Liminal Figures

In Liminal Figures, I explore the threshold spaces where human presence becomes suggestion rather than assertion, where the figure dissolves into shadow, blur, or reflection, suspended between visibility and disappearance. This series is a meditation on transience, anonymity, and the fragmentation of urban identity.

Shot across public spaces, stations, escalators, streets, the subjects are often faceless, partial, or obscured, inhabiting the periphery of recognition. Their blurred forms or silhouetted outlines reflect a collective experience of dislocation in contemporary city life. I am drawn to the moments when individuals move through space like passing thoughts, unfixed, unspoken, ephemeral.

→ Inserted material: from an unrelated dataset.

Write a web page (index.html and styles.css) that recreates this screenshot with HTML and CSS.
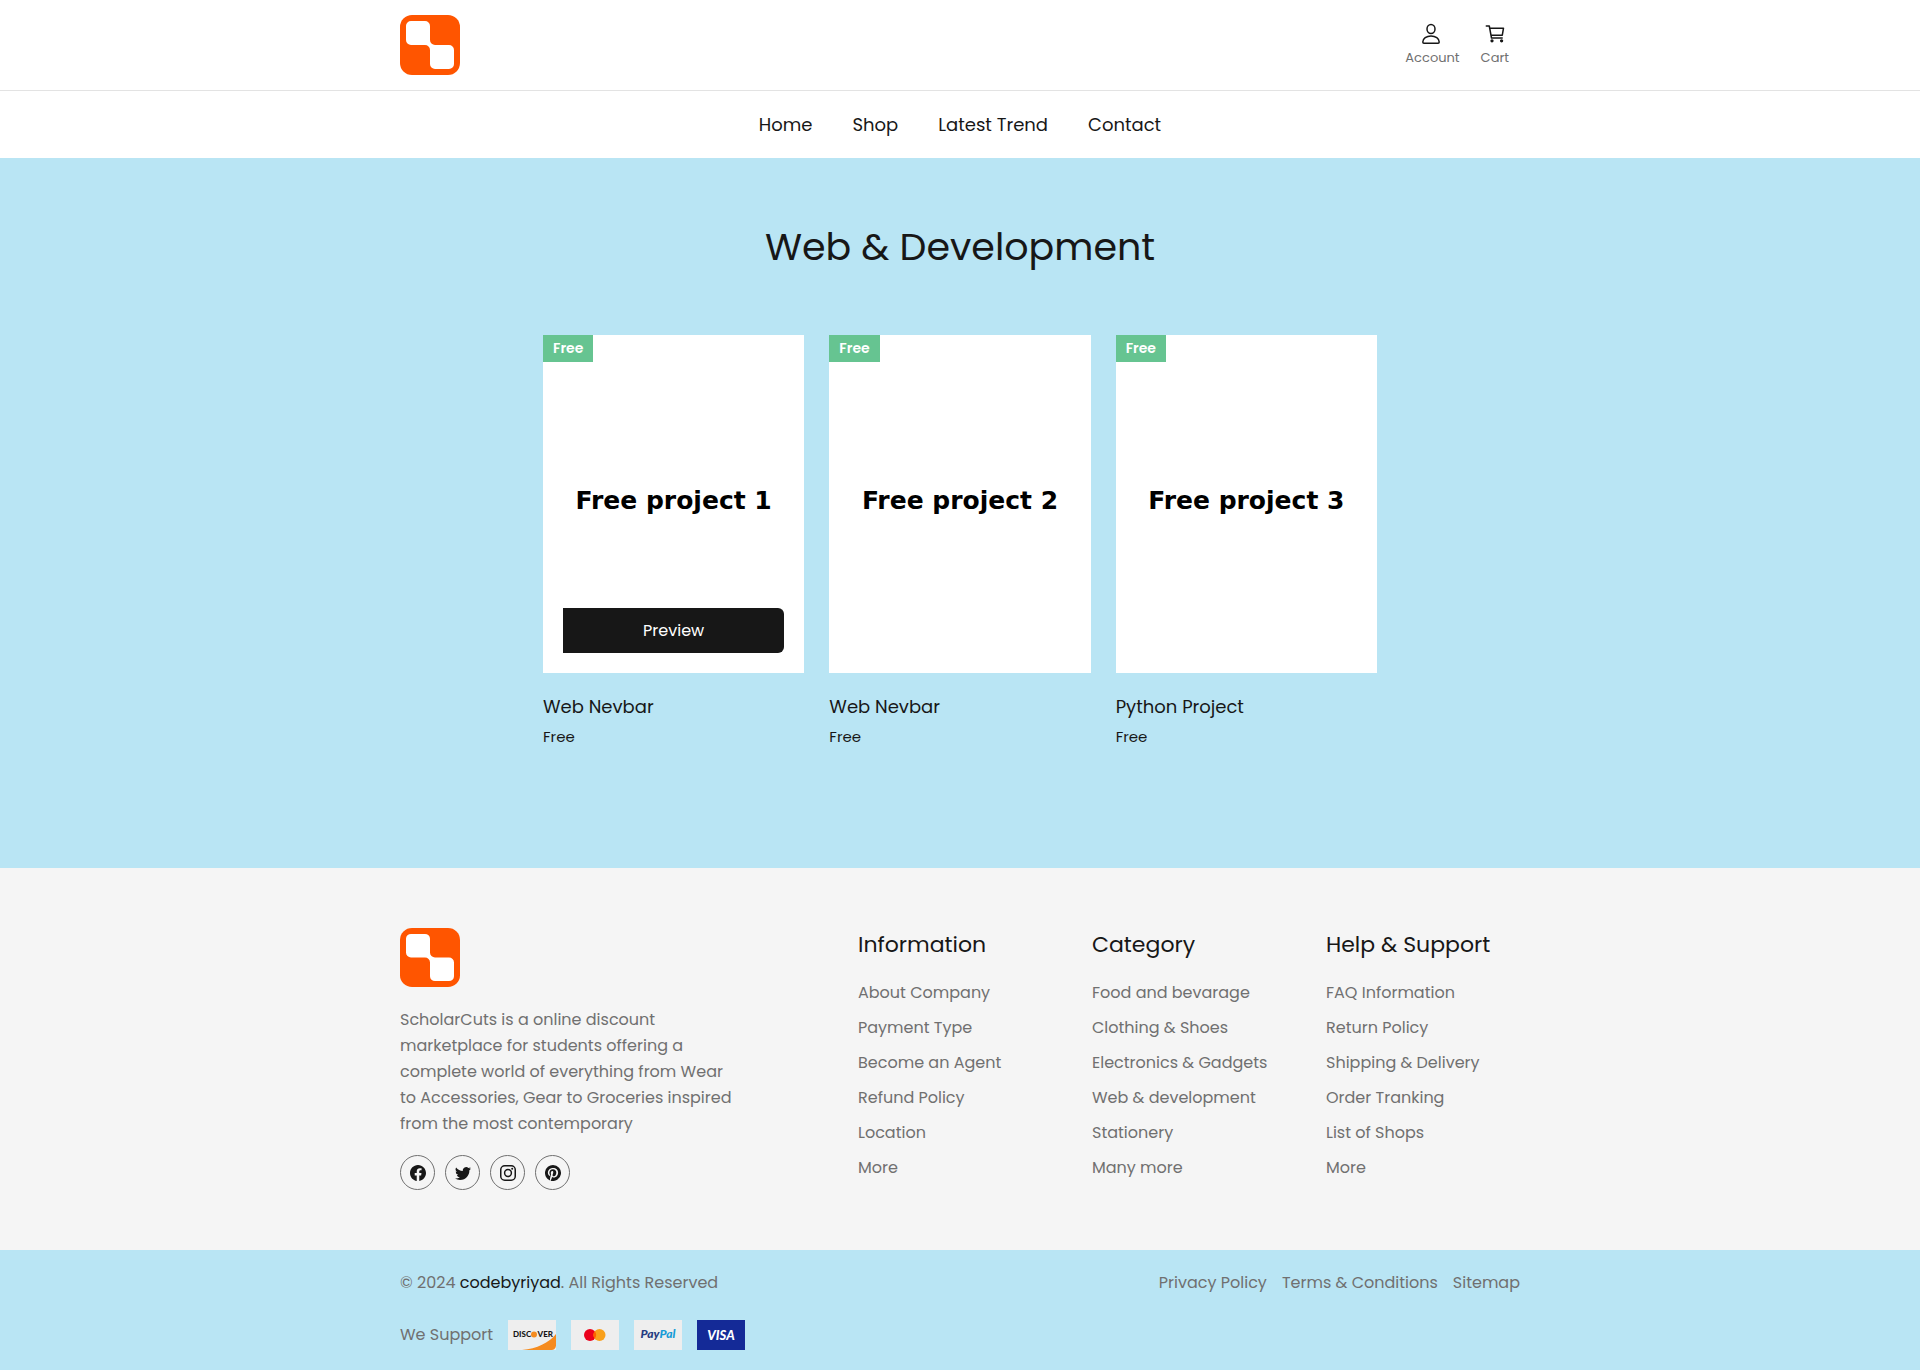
FILE: index.html
```html
<!DOCTYPE html>
<html lang="en">
<head>
<meta charset="utf-8">
<meta name="viewport" content="width=device-width, initial-scale=1">
<title>Web &amp; Development</title>
<link rel="stylesheet" href="styles.css">
</head>
<body>
<svg class="sprite" aria-hidden="true">
  <symbol id="logo" viewBox="0 0 60 60" preserveAspectRatio="none">
    <rect width="60" height="60" rx="12" fill="#ff5500"/>
    <path fill="#fff" d="M11 6h14a5 5 0 0 1 5 5v14a5 5 0 0 0 5 5h14a5 5 0 0 1 5 5v14a5 5 0 0 1-5 5H35a5 5 0 0 1-5-5V35a5 5 0 0 0-5-5H11a5 5 0 0 1-5-5V11a5 5 0 0 1 5-5z"/>
  </symbol>
</svg>

<header>
  <div class="topbar">
    <div class="container topbar-row">
      <a class="logo" href="#" aria-label="ScholarCuts"><svg width="60" height="60"><use href="#logo"/></svg></a>
      <div class="actions">
        <a class="action" href="#">
          <svg width="22" height="22" viewBox="1 0 22 22" fill="none" stroke="#171717" stroke-width="1.5" stroke-linejoin="round"><ellipse cx="11" cy="6" rx="4" ry="4.5"/><path d="M11 13c-4.500 0-8.200 2.600-8.200 6 0 .7.400 1.200 1.100 1.200h14.200c.7 0 1.100-.5 1.100-1.200 0-3.400-3.700-6-8.200-6z"/></svg>
          <span>Account</span>
        </a>
        <a class="action" href="#">
          <svg width="22" height="22" viewBox="0 0 22 22" fill="none" stroke="#171717" stroke-width="1.500" stroke-linecap="round" stroke-linejoin="round"><path d="M2.300 3h3l2.200 12h10.700M5.800 5.200h13.700l-1.200 7H7"/><circle cx="8" cy="17.800" r=".9" fill="#171717"/><circle cx="17.600" cy="17.800" r=".9" fill="#171717"/></svg>
          <span>Cart</span>
        </a>
      </div>
    </div>
  </div>
  <nav class="nav" aria-label="Main">
    <a href="#">Home</a>
    <a href="#">Shop</a>
    <a href="#">Latest Trend</a>
    <a href="#">Contact</a>
  </nav>
</header>

<main class="products">
  <h1>Web &amp; Development</h1>
  <ul class="grid">
    <li>
      <div class="cover">
        <span class="badge">Free</span>
        <span class="cover-title">Free project 1</span>
        <button class="preview" type="button">Preview</button>
      </div>
      <h2 class="name"><a href="#">Web Nevbar</a></h2>
      <p class="price">Free</p>
    </li>
    <li>
      <div class="cover">
        <span class="badge">Free</span>
        <span class="cover-title">Free project 2</span>
      </div>
      <h2 class="name"><a href="#">Web Nevbar</a></h2>
      <p class="price">Free</p>
    </li>
    <li>
      <div class="cover">
        <span class="badge">Free</span>
        <span class="cover-title">Free project 3</span>
      </div>
      <h2 class="name"><a href="#">Python Project</a></h2>
      <p class="price">Free</p>
    </li>
  </ul>
</main>

<footer>
  <div class="footer-main">
    <div class="container footer-grid">
      <div class="brand">
        <a class="logo" href="#" aria-label="ScholarCuts"><svg width="60" height="59"><use href="#logo"/></svg></a>
        <p>ScholarCuts is a online discount<br>marketplace for students offering a<br>complete world of everything from Wear<br>to Accessories, Gear to Groceries inspired<br>from the most contemporary</p>
        <div class="socials">
          <a href="#" aria-label="Facebook"><svg width="16" height="16" viewBox="0 0 16 16"><path d="M16 8.049c0-4.446-3.582-8.050-8-8.050C3.580 0-.002 3.603-.002 8.050c0 4.017 2.926 7.347 6.750 7.951v-5.625h-2.030V8.050H6.750V6.275c0-2.017 1.195-3.131 3.022-3.131.876 0 1.791.157 1.791.157v1.980h-1.009c-.993 0-1.303.621-1.303 1.258v1.510h2.218l-.354 2.326H9.250V16c3.824-.604 6.750-3.934 6.750-7.951z"/></svg></a>
          <a href="#" aria-label="Twitter"><svg width="16" height="16" viewBox="0 0 16 16"><path d="M5.026 15c6.038 0 9.341-5.003 9.341-9.334 0-.14 0-.282-.006-.422A6.685 6.685 0 0 0 16 3.542a6.658 6.658 0 0 1-1.889.518 3.301 3.301 0 0 0 1.447-1.817 6.533 6.533 0 0 1-2.087.793A3.286 3.286 0 0 0 7.875 6.030a9.325 9.325 0 0 1-6.767-3.429 3.289 3.289 0 0 0 1.018 4.382A3.323 3.323 0 0 1 .64 6.575v.045a3.288 3.288 0 0 0 2.632 3.218 3.203 3.203 0 0 1-.865.115 3.230 3.230 0 0 1-.614-.057 3.283 3.283 0 0 0 3.067 2.277A6.588 6.588 0 0 1 .78 13.580a6.320 6.320 0 0 1-.78-.045A9.344 9.344 0 0 0 5.026 15z"/></svg></a>
          <a href="#" aria-label="Instagram"><svg width="16" height="16" viewBox="0 0 16 16"><g fill="none" stroke="#171717" stroke-width="1.500"><rect x=".75" y=".75" width="14.500" height="14.500" rx="4"/><circle cx="8" cy="8" r="3.400"/></g><circle cx="12.200" cy="3.800" r="1"/></svg></a>
          <a href="#" aria-label="Pinterest"><svg width="16" height="16" viewBox="0 0 16 16"><path d="M8 0a8 8 0 0 0-2.915 15.452c-.07-.633-.134-1.606.027-2.297.146-.625.938-3.977.938-3.977s-.239-.479-.239-1.187c0-1.113.645-1.943 1.448-1.943.682 0 1.012.512 1.012 1.127 0 .686-.437 1.712-.663 2.663-.188.796.4 1.446 1.185 1.446 1.422 0 2.515-1.500 2.515-3.664 0-1.915-1.377-3.254-3.342-3.254-2.276 0-3.612 1.707-3.612 3.471 0 .688.265 1.425.595 1.826a.24.24 0 0 1 .056.23c-.061.252-.196.796-.222.907-.035.146-.116.177-.268.107-1-.465-1.624-1.926-1.624-3.100 0-2.523 1.834-4.840 5.286-4.840 2.775 0 4.932 1.977 4.932 4.620 0 2.757-1.739 4.976-4.151 4.976-.811 0-1.573-.421-1.834-.919l-.498 1.902c-.181.695-.669 1.566-.995 2.097A8 8 0 1 0 8 0z"/></svg></a>
        </div>
      </div>
      <div class="links">
        <h3>Information</h3>
        <ul>
          <li><a href="#">About Company</a></li>
          <li><a href="#">Payment Type</a></li>
          <li><a href="#">Become an Agent</a></li>
          <li><a href="#">Refund Policy</a></li>
          <li><a href="#">Location</a></li>
          <li><a href="#">More</a></li>
        </ul>
      </div>
      <div class="links">
        <h3>Category</h3>
        <ul>
          <li><a href="#">Food and bevarage</a></li>
          <li><a href="#">Clothing &amp; Shoes</a></li>
          <li><a href="#">Electronics &amp; Gadgets</a></li>
          <li><a href="#">Web &amp; development</a></li>
          <li><a href="#">Stationery</a></li>
          <li><a href="#">Many more</a></li>
        </ul>
      </div>
      <div class="links">
        <h3>Help &amp; Support</h3>
        <ul>
          <li><a href="#">FAQ Information</a></li>
          <li><a href="#">Return Policy</a></li>
          <li><a href="#">Shipping &amp; Delivery</a></li>
          <li><a href="#">Order Tranking</a></li>
          <li><a href="#">List of Shops</a></li>
          <li><a href="#">More</a></li>
        </ul>
      </div>
    </div>
  </div>
  <div class="footer-bottom">
    <div class="container">
      <div class="legal">
        <p>© 2024 <a class="author" href="#">codebyriyad</a>. All Rights Reserved</p>
        <div class="legal-links">
          <a href="#">Privacy Policy</a>
          <a href="#">Terms &amp; Conditions</a>
          <a href="#">Sitemap</a>
        </div>
      </div>
      <div class="support">
        <p>We Support</p>
        <svg class="card" width="48" height="30" viewBox="0 0 48 30" role="img" aria-label="Discover">
          <rect width="48" height="30" fill="#eee"/>
          <path d="M48 14v11.500a4.500 4.500 0 0 1-4.500 4.500H14C29 28.500 41 23 48 14z" fill="#f58b1f"/>
          <text x="5" y="17" font-size="8">DISC</text>
          <circle cx="26" cy="14.500" r="3" fill="#f58b1f"/>
          <text x="45" y="17" font-size="8" text-anchor="end">VER</text>
        </svg>
        <svg class="card" width="48" height="30" viewBox="0 0 48 30" role="img" aria-label="Mastercard">
          <rect width="48" height="30" fill="#eee"/>
          <circle cx="19" cy="15" r="6" fill="#eb001b"/><circle cx="28.500" cy="15" r="6" fill="#f9a01b"/>
          <path d="M23.750 11.300a6 6 0 0 1 0 7.400 6 6 0 0 1 0-7.400z" fill="#ff5f00"/>
        </svg>
        <svg class="card card-italic" width="48" height="30" viewBox="0 0 48 30" role="img" aria-label="PayPal">
          <rect width="48" height="30" fill="#eee"/>
          <text x="24" y="18" font-size="12" text-anchor="middle" fill="#253b80">Pay<tspan fill="#179bd7">Pal</tspan></text>
        </svg>
        <svg class="card card-italic" width="48" height="30" viewBox="0 0 48 30" role="img" aria-label="Visa">
          <rect width="48" height="30" fill="#142a97"/>
          <text x="24" y="20" font-size="13" text-anchor="middle" fill="#fff">VISA</text>
        </svg>
      </div>
    </div>
  </div>
</footer>
</body>
</html>
```

FILE: styles.css
```css
* {
  box-sizing: border-box;
  margin: 0;
  padding: 0;
}

body {
  background: #fff;
  color: #171717;
  font-family: Poppins, Inter, "Open Sans", sans-serif;
  font-size: 16px;
  line-height: 26px;
}

a {
  color: inherit;
  text-decoration: none;
}

ul {
  list-style: none;
}

svg {
  display: block;
}

.sprite {
  position: absolute;
  width: 0;
  height: 0;
}

.container {
  width: 100%;
  max-width: 1160px;
  margin: 0 auto;
  padding: 0 20px;
}

/* Header */
.topbar {
  padding: 15px 0;
  border-bottom: 1px solid #e3e3e3;
}

.topbar-row {
  display: flex;
  align-items: center;
  justify-content: space-between;
}

.actions {
  display: flex;
  gap: 21px;
  padding-right: 11px;
}

.action {
  display: flex;
  flex-direction: column;
  align-items: center;
  gap: 3px;
  color: #707070;
  font-size: 13px;
  line-height: 20px;
}

.nav {
  display: flex;
  flex-wrap: wrap;
  justify-content: center;
  gap: 0 40px;
  padding: 20px;
  font-size: 18px;
  line-height: 27px;
}

/* Products */
.products {
  padding: 60px 20px 120px;
  background: #b9e5f4;
}

h1 {
  margin-bottom: 60px;
  font-size: 38px;
  font-weight: 400;
  line-height: 57px;
  text-align: center;
}

.grid {
  display: grid;
  grid-template-columns: repeat(auto-fit, minmax(240px, 1fr));
  gap: 25px;
  max-width: 834px;
  margin: 0 auto;
}

.cover {
  position: relative;
  display: grid;
  place-items: center;
  aspect-ratio: 261 / 338;
  padding-bottom: 6px;
  background: #fff;
}

.cover-title {
  color: #000;
  font-family: "DejaVu Sans", sans-serif;
  font-size: 25px;
  font-weight: 700;
  line-height: 36px;
}

.badge {
  position: absolute;
  top: 0;
  left: 0;
  padding: 0 10px;
  background: #66c491;
  color: #fff;
  font-size: 14px;
  font-weight: 600;
  line-height: 27px;
}

.preview {
  position: absolute;
  right: 20px;
  bottom: 20px;
  left: 20px;
  height: 45px;
  border: 0;
  border-radius: 0 6px 6px 0;
  background: #171717;
  color: #fff;
  font: inherit;
}

.name {
  margin: 20px 0 5px;
  font-size: 18px;
  font-weight: 400;
  line-height: 27px;
}

.price {
  font-size: 15px;
  line-height: 23px;
}

/* Footer */
.footer-main {
  padding: 60px 0;
  background: #f5f5f5;
  color: #707070;
}

.footer-grid {
  display: grid;
  grid-template-columns: minmax(0, 1fr) repeat(3, 194px);
  gap: 40px;
}

.brand p {
  margin: 20px 0 18px;
}

.socials {
  display: flex;
  gap: 10px;
}

.socials a {
  display: grid;
  place-items: center;
  width: 35px;
  height: 35px;
  border: 1px solid #707070;
  border-radius: 50%;
}

.socials svg {
  fill: #171717;
}

.links h3 {
  margin-bottom: 18px;
  color: #171717;
  font-size: 22px;
  font-weight: 400;
  line-height: 34px;
}

.links ul {
  display: grid;
  gap: 10px;
  line-height: 25px;
}

.footer-bottom {
  padding: 20px 0;
  background: #b9e5f4;
  color: #707070;
}

.legal {
  display: flex;
  flex-wrap: wrap;
  justify-content: space-between;
  margin-bottom: 24px;
}

.author {
  color: #171717;
}

.legal-links {
  display: flex;
  gap: 15px;
}

.support {
  display: flex;
  align-items: center;
  gap: 15px;
}

.card {
  fill: #171717;
  font-family: Lato, sans-serif;
  font-weight: 900;
}

.card-italic {
  font-style: italic;
}

@media (max-width: 1080px) {
  .footer-grid {
    grid-template-columns: repeat(auto-fit, minmax(194px, 1fr));
  }
}
```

Technically, the work employs deliberate motion blur, stark contrast, and layered reflections to deconstruct the figure. These visual strategies allow the frame to breathe ambiguity, inviting viewers to question where form ends and absence begins.

The series resists narrative closure. Instead, it proposes a quiet tension: the tension of becoming and fading, of subjects not fully arriving. Each image is a fragment of a larger rhythm, echoes of movement, glances of being, captured not to define, but to observe the fleeting choreography of everyday transit.

Liminal Figures is part of my ongoing investigation into the poetics of urban anonymity, where photography becomes not a document of presence but a witness to passage.